The Human Capital Performance Fund reached a fundamental tension in 2025 under the Trump administration's government restructuring effort. The DOGE initiative — focused on rapid workforce reduction across federal agencies — operated in direct opposition to the HCPF model: HCPF rewards and retains top performers through financial incentives; DOGE's early 2025 buyout offers and reduction-in-force notices affected career employees regardless of individual performance records, including many who might have qualified for HCPF payments. Federal employee unions pointed to this inconsistency — agencies cannot credibly operate merit-based retention systems while simultaneously offering blanket buyouts to all employees.

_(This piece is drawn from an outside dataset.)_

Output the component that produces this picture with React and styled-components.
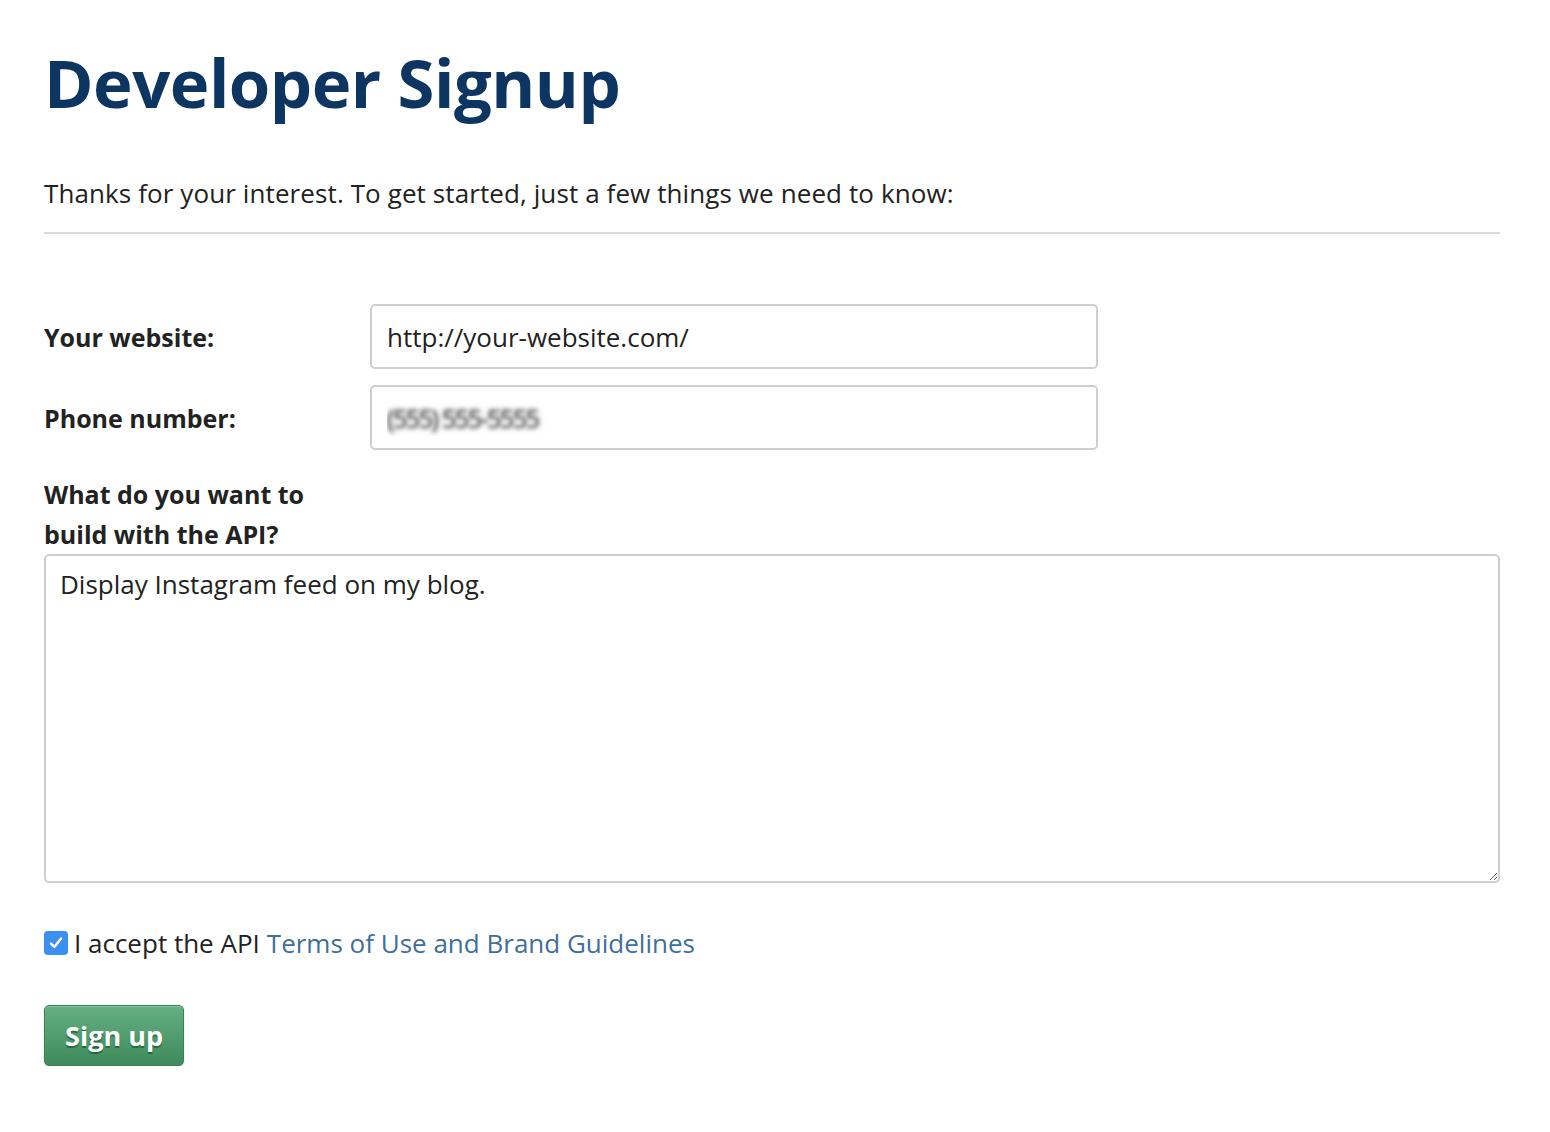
import React from "react";
import styled, { createGlobalStyle } from "styled-components";

const GlobalStyle = createGlobalStyle`
  body {
    margin: 0;
    background: #fff;
    font-family: "Open Sans", "Lato", sans-serif;
    color: #222;
  }
  * { box-sizing: border-box; }
`;

const Page = styled.div`
  width: 1456px;
  margin-left: 44px;
  padding-top: 40px;
`;

const Title = styled.h1`
  margin: 0;
  font-weight: 700;
  font-size: 67px;
  line-height: 84px;
  letter-spacing: -0.5px;
  color: #0c3661;
`;

const Intro = styled.p`
  margin: 53px 0 0;
  font-size: 26px;
  line-height: 32px;
  letter-spacing: 0.1px;
  color: #222;
`;

const Rule = styled.hr`
  margin: 23px 0 0;
  border: none;
  border-top: 2px solid #dcdcdc;
`;

const Form = styled.form`
  margin-top: 70px;
  display: flex;
  flex-direction: column;
`;

const Row = styled.div`
  display: flex;
  align-items: center;
  margin-bottom: 16px;
`;

const Label = styled.label`
  width: 326px;
  font-size: 25px;
  line-height: 40px;
  font-weight: 700;
  color: #222;
`;

const TextInput = styled.input`
  width: 728px;
  height: 65px;
  padding: 0 15px;
  border: 2px solid #cfcfcf;
  border-radius: 5px;
  font-family: inherit;
  font-size: 26px;
  color: #222;
  outline: none;
  ${(p) =>
    p.$hidden &&
    `
    color: transparent;
    text-shadow: 0 0 4px #3a3a3a, 0 0 8px #bbb;
    letter-spacing: -2px;
  `}
`;

const AreaLabel = styled(Label)`
  display: block;
  margin-top: 8px;
  width: 290px;
`;

const TextArea = styled.textarea`
  width: 100%;
  height: 329px;
  padding: 12px 14px;
  border: 2px solid #cfcfcf;
  border-radius: 5px;
  font-family: inherit;
  font-size: 26px;
  line-height: 32px;
  color: #222;
  resize: vertical;
  outline: none;
`;

const Accept = styled.label`
  display: flex;
  align-items: center;
  gap: 6px;
  margin-top: 44px;
  font-size: 26px;
  line-height: 32px;
  color: #222;
`;

const Check = styled.span`
  width: 24px;
  height: 24px;
  border-radius: 4px;
  background: #3a8ff0;
  display: flex;
  align-items: center;
  justify-content: center;
`;

const Link = styled.a`
  color: #3f6f9b;
  text-decoration: none;
  margin-left: 7px;
`;

const Button = styled.button`
  margin-top: 46px;
  width: 140px;
  height: 61px;
  border: 1px solid #3d7f55;
  border-radius: 5px;
  background: linear-gradient(#65b083, #3f8a5a);
  box-shadow: inset 0 1px 0 rgba(255, 255, 255, 0.25), 0 1px 2px rgba(0, 0, 0, 0.2);
  color: #fff;
  font-family: inherit;
  font-weight: 700;
  font-size: 27px;
  text-shadow: 0 2px 1px rgba(0, 60, 20, 0.5);
  cursor: pointer;
  align-self: flex-start;
`;

const App = () => {
  return (
    <Page>
      <GlobalStyle />
      <Title>Developer Signup</Title>
      <Intro>
        Thanks for your interest. To get started, just a few things we need to know:
      </Intro>
      <Rule />
      <Form onSubmit={(e) => e.preventDefault()}>
        <Row>
          <Label>Your website:</Label>
          <TextInput defaultValue="http://your-website.com/" />
        </Row>
        <Row>
          <Label>Phone number:</Label>
          <TextInput $hidden defaultValue="(555) 555-5555" />
        </Row>
        <AreaLabel>What do you want to build with the API?</AreaLabel>
        <TextArea defaultValue="Display Instagram feed on my blog." />
        <Accept>
          <Check>
            <svg width="18" height="18" viewBox="0 0 16 16">
              <path d="M3.5 8.5 L6.5 11.5 L12.5 4" fill="none" stroke="#fff" strokeWidth="2.2" strokeLinecap="round" strokeLinejoin="round" />
            </svg>
          </Check>
          <span>
            I accept the API
            <Link href="#">Terms of Use and Brand Guidelines</Link>
          </span>
        </Accept>
        <Button type="submit">Sign up</Button>
      </Form>
    </Page>
  );
};

export default App;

Appropriations for the Fund have been a recurring friction point. The original $500 million figure was set in 2004 and has not been substantially revised; in practice, actual distributions have often fallen short of the statutory ceiling as agencies failed to submit qualifying plans or OPM withheld funds pending review of agency performance management systems. Research on the HCPF's actual effectiveness — whether performance-contingent bonuses measurably improve federal employee productivity — has been mixed. OPM's own evaluations have generally found positive self-reported impacts on motivation among recipients, but independent assessments have been harder to conduct given data limitations and the relatively small share of the federal workforce reached (the 15% cap limits annual participation to roughly 340,000 of the ~2.3 million executive branch civilian employees).

The Biden administration emphasized the HCPF as part of a broader push to improve federal human capital management, directing OPM to increase guidance to agencies on plan quality and encourage more consistent use of the 10% reserved performance pool for higher-quality systems. As of April 2026, the Fund's future in the context of broader civil service restructuring remained uncertain.